The blog's nonexclusive focus is on literary/mainstream fiction, thriller/crime/spy novels, and science fiction.  While the reviews cover books old and new, in and out of print, the blog does try to direct attention to books that have been recently published.  Reviews of new (or newly reprinted) books generally appear every Monday, Wednesday, and Friday.  Reviews of older books appear on occasional weekends.  Readers are invited and encouraged to comment.  See About Tzer Island for more information about this blog, its categorization of reviews, and its rating system.

Friday
Dec142018

The New Inheritors by Kent Wascom

Published by Grove Press on July 10, 2018

The New Inheritors combines a love story with a family drama that focuses on a couple of decades in the lives of people who are family by blood or marriage. It is the third in a series of connected novels, but the story is self-contained. Some of the story is a tale of sibling rivalry, or at least siblings who have homicidal intent. Another aspect of the story addresses an outsider who joins the family but is never part of it. The novel echoes Dickens in its juxtaposition of wealth and poverty, of innocence and those who prey on the innocent, but The New Inheritors is far from a melodrama.

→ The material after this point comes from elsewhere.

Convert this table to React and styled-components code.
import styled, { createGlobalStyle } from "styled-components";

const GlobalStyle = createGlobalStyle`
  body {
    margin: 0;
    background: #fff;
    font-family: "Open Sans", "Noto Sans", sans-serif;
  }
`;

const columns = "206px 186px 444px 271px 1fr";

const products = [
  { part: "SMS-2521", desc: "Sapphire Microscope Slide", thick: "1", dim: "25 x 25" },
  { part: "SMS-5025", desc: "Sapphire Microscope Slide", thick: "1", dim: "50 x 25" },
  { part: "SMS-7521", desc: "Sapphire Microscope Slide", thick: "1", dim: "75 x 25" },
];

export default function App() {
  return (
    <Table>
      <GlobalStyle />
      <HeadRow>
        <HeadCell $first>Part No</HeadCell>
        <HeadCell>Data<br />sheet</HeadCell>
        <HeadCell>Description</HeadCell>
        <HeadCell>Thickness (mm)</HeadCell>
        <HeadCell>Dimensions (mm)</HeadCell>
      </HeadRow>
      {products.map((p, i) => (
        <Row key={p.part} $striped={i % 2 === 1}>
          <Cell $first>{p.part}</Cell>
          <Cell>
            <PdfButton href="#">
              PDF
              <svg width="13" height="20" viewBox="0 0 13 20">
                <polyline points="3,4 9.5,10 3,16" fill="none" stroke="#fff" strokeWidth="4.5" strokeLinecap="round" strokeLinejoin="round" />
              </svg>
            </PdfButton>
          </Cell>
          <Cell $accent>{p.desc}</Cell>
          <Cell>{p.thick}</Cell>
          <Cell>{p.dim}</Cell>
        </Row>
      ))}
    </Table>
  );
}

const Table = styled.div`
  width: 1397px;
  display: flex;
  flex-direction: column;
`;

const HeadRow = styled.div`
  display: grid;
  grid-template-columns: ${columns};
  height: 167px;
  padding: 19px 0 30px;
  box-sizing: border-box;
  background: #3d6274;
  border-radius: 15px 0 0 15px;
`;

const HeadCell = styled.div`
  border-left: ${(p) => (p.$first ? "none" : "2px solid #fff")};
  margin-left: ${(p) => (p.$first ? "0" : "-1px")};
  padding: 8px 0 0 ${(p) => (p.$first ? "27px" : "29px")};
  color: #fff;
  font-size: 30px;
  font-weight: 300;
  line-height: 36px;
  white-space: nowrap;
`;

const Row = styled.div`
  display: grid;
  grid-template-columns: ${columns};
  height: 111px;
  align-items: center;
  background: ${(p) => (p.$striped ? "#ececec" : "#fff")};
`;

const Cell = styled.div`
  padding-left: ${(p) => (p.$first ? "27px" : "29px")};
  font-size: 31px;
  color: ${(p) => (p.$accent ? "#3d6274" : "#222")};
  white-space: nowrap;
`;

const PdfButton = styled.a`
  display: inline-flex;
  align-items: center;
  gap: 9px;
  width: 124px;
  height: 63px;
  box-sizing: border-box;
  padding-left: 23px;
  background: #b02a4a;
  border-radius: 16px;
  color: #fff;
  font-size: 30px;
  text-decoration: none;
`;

A child named Isaac is born in a New Orleans tenement. His mother, caught up in religious fervor, takes him to Tallahassee in 1891 to await the end of the world. They are accompanied by a woman who loves Isaac’s mother but, because she loves Isaac more, rescues him from the clutches of a religious cult. Fate separates them and, at age four, Isaac encounters religion again, this time at a Baptist school where charity is accompanied by the belief “that behind each life was a sin-steeped story ending in either redemption or damnation — more often, the latter.”

A bit later in the story, having been adopted by the Pattersons, Isaac is back in New Orleans. Thanks to a capsized sailboat, he finds himself on the private island of the Woolsacks, a rich family consisting of a Prussian husband, his Cuban wife, and their three children. Much of the story’s drama centers on the Woolsack family.

By 1914, Isaac is getting involved with Kemper Woolsack, who is a bit of a mess, like many rebellious children of wealthy and judgmental parents. With a bit of help, Isaac is able to study art. He shows promise until World War I when the zealots in Biloxi who take note of Isaac’s refusal to register for the draft delay any hope that Isaac might have for a better life. The bulk of the story finishes in 1919, although the novel ends with glimpse of the characters’ futures.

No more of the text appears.